Superintendent Report
February 14, 2018

Dear D9 Community,

Research tells us that school principals are second only to classroom teachers on impacting student success.  In fact 25% of student success depends on school leadership.  In order for students to be more successful, supervision and evaluation are two important tasks that all administrators, especially building principals, must perform at a high level so that our classroom teachers are supported and continuously improving.

It stands to reason then, that the administrative team supports each other’s continuous growth in supervision and evaluation.   Administrators are the only employees in the district trained and licensed by the state of Oregon to do this very important work of supervising and evaluating teachers, the single most important factor in a student’s learning.

As the evaluation season approaches (supervision is ongoing), it’s fitting that the process begins with you, the Board of Directors, evaluating me, the Superintendent, the Board’s one and only employee.  A key difference in the superintendent’s evaluation and all other employee evaluations in the district, is that mine is the only evaluation that is public.  As such, the Board’s evaluation of me sends an important message to the public about the state of the school district, including you, the Board of Directors.

It is also important to note that the Board and Superintendent are leading the way in Oregon by continuing to implement a 360 evaluation system allowing significantly more input from administrators, teachers, other employees, community, business partners and as of this year, students.   Many of these folks work significantly closer with the Superintendent than the Board of Directors and thus have an important voice to be heard in the Superintendent’s evaluation.  This year, 150 requests for feedback were sent to this group with a return rate of 54%.  

In reflecting on the Superintendent’s work for January, through the Four Characteristics of Improved School Districts  1. effective leadership   2. quality teaching and learning  3. support for system-wide improvement  4. clear and collaborative relationships , highlights were:

  • Weekly district office “stand up” meetings.  (1,3,4)
  • Writing a letter of recommendation for EPHS senior applying to Cornell University, former employees, and Rogue Community Health.  (1,4)
  • Business Education Partnership meeting with Jim Fong.  (1,2,3,4)
  • Meeting with parent regarding inter-district transfer.  (1,4)
  • Meeting with Apple partner, Steve Nelson to review our progress and determine next steps.  (1,2,3,4)
  • Reviewing this year’s audit report with the auditors, board, and cabinet.  (1,3,4)
  • D9 Foundation meeting to prepare for a restart.  (1,4)
  • D9 Foundation gathering at Eagle Point Golf Club.  (1,4)
  • Customer service kick-off campaign at District Leadership Team (DLT) meeting.  (1,2,3,4)
  • Superintendent Association meeting.  (1,4)
  • Monthly check ins  with new directors.  (1,2,3,4)
  • Meeting with Gary Flame Taylor from the YMCA to discuss outdoor school.  (1,2,3,4)
  • Cabinet retreat to plan for finishing strong this year and starting strong next year.  (1,2,3,4)
  • Visit to Canby High School to see their Applied Technology Center.  (1,2,3,4)
  • Apple invitation and visit to Tigard/Tualatin to meet and listen to Dr.
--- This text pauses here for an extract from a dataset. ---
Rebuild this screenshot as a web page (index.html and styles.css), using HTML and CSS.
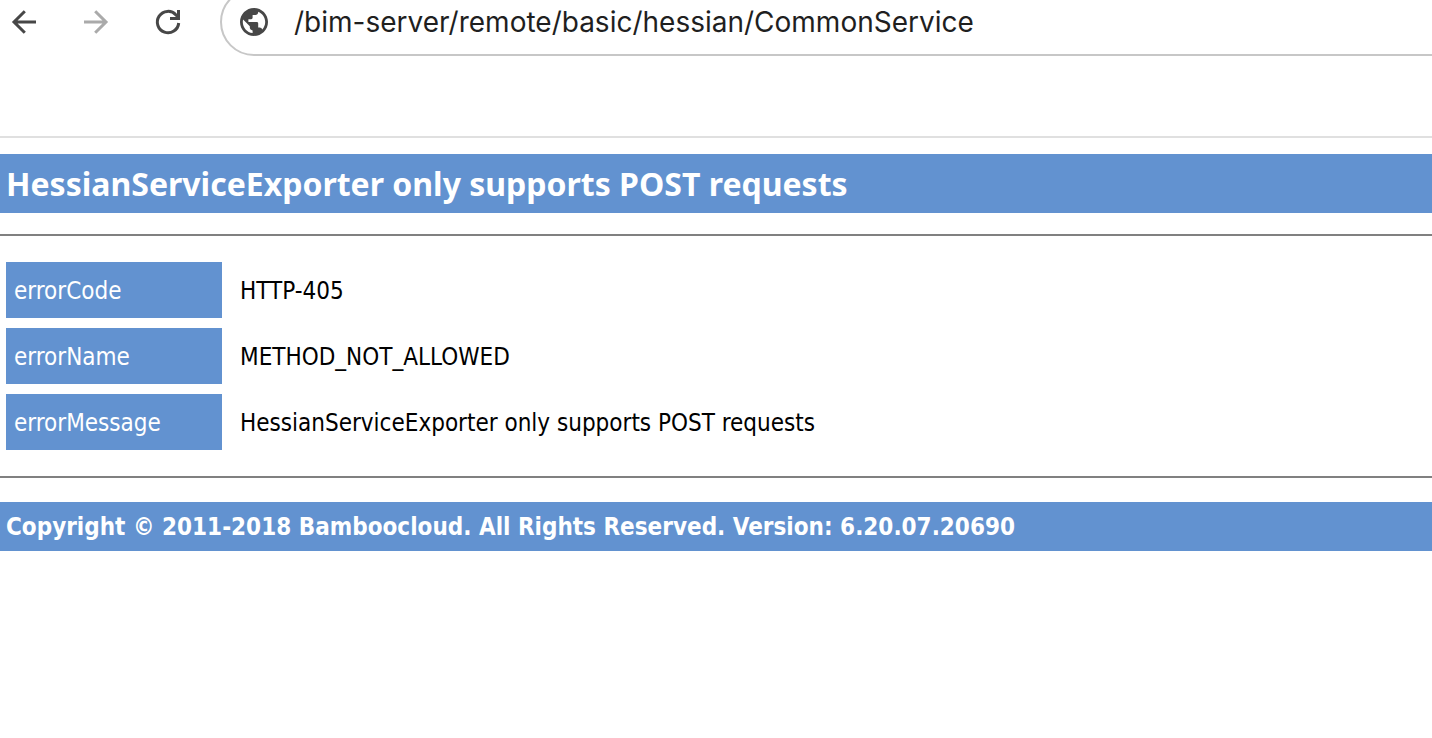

John Landis, an innovative leader on 21st century technology.  (1,2,3,4)
  • Administrative focus walks at EPHS, EPMS, and WMMS to calibrate and improve leadership knowledge and practice of effective instruction.  (1,2,3,4)
  • Collaboration with EPEA representative Gail Kauffman.  (1,2,3,4)
  • Conversation with OSBA Peggy Stock to assist a community college president.  (1,2,3,4)
  • Preparation for superintendent evaluation.  (1,2,3,4)
  • Safe schools online training.  (3)
  • Coaching and mentoring district administrators and future administrators.  (1,2,3,4)

Continuous improvement, starting with the Board of Directors and the Superintendent, is the key to improving the entire system for our students.  Supervision and evaluation is a major part of continuous improvement.  Expecting professionals to grow and learn, starting with us, so that there is a great teacher in every classroom for every student is the path we are on in EPSD9.  We are making significant progress!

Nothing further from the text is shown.